Tuesday, March 22, 2011

Book Review : Still Alice

Title : Still Alice

Author : Lisa Genova

Publisher : Simon and Schuster

ISBN : 978-1-84739-624-2


What happens when somebody loses his/her complete identity while still very much alive?

'Still Alice' is the story of Alice Howland - a successful academician, an accomplished Harvard Professor, who is diagnosed with early onset of Alzheimer's Disease soon after she celebrated her 50th birthday . The doctor's verdict comes as a rude shock in her otherwise extremely active life, which she loves dearly and which is part of her real identity - full of travel, giving lectures, mentoring students besides being a loving wife and a mother of three.


It does not take long for her condition to deteriorate. The story is the third person account of how her disease progresses and the preventive measures she takes in order to extend the period of her being aware of who she actually is. Some of the parts are really touching and very sensitively handled - her being lost inside her own home looking for the bathroom, her forgetting everything about her actress daughter, her loneliness amidst her own family, her interactions with her youngest daughter and her heart-wrenching speech as an Alzheimer patient.

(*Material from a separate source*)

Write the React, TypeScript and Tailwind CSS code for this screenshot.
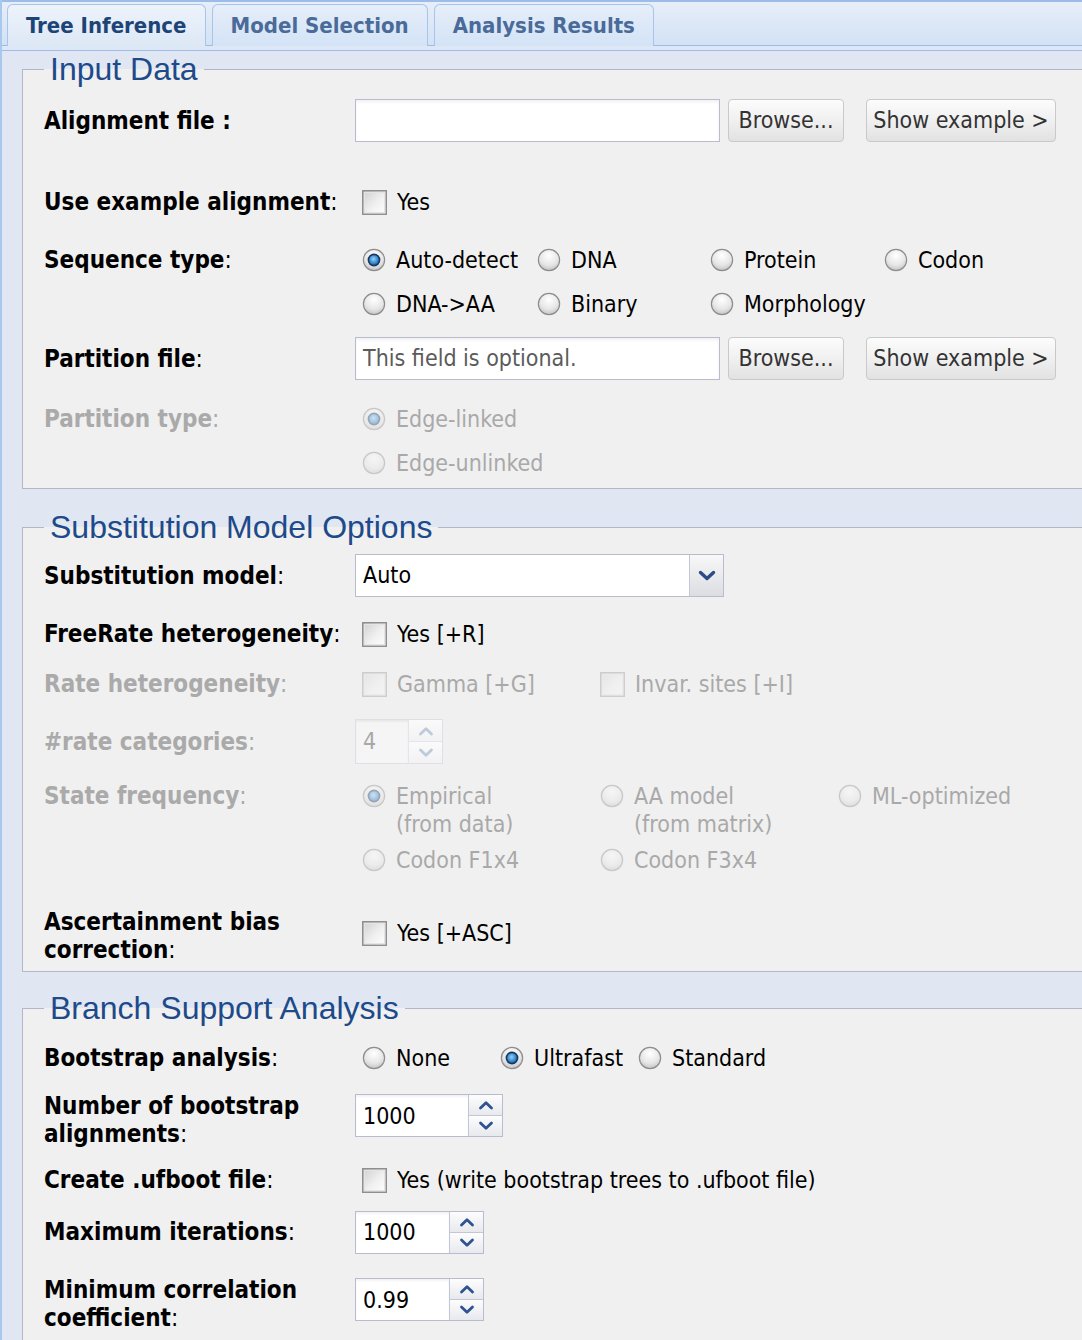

These are the portions in which the author excels brilliantly, successfully invoking the right feelings in the readers.


But there is much that is left unripe, unbaked and amateurish.


The author keeps dwelling on the fact that Alice is a smart Harvard Professor umpteen number of times. The early onset of Alzheimer is a tragic development for any person engaged in any occupation. In the beginning while introducing the protagonist, the mention of all her details are expected but too much of the same piece of information is definitely unpalatable.


Interaction among the family members on many occasions fall in the category of being artificial and superficial. While reading this kind of story I was expecting the handling of the close relationships in much more sensitive fashion. Characters should have been etched with a little more detail and warmth. The elder two children and even Alice's husband John come across as dry and shallow individuals.


This story had all the ingredients of being a great read but the lack of proper handling makes it fall short on many fronts. Despite all this, it is still an engaging book as it offers a close to accurate account of how it feels to be the patient of such brutal unforgiving disease.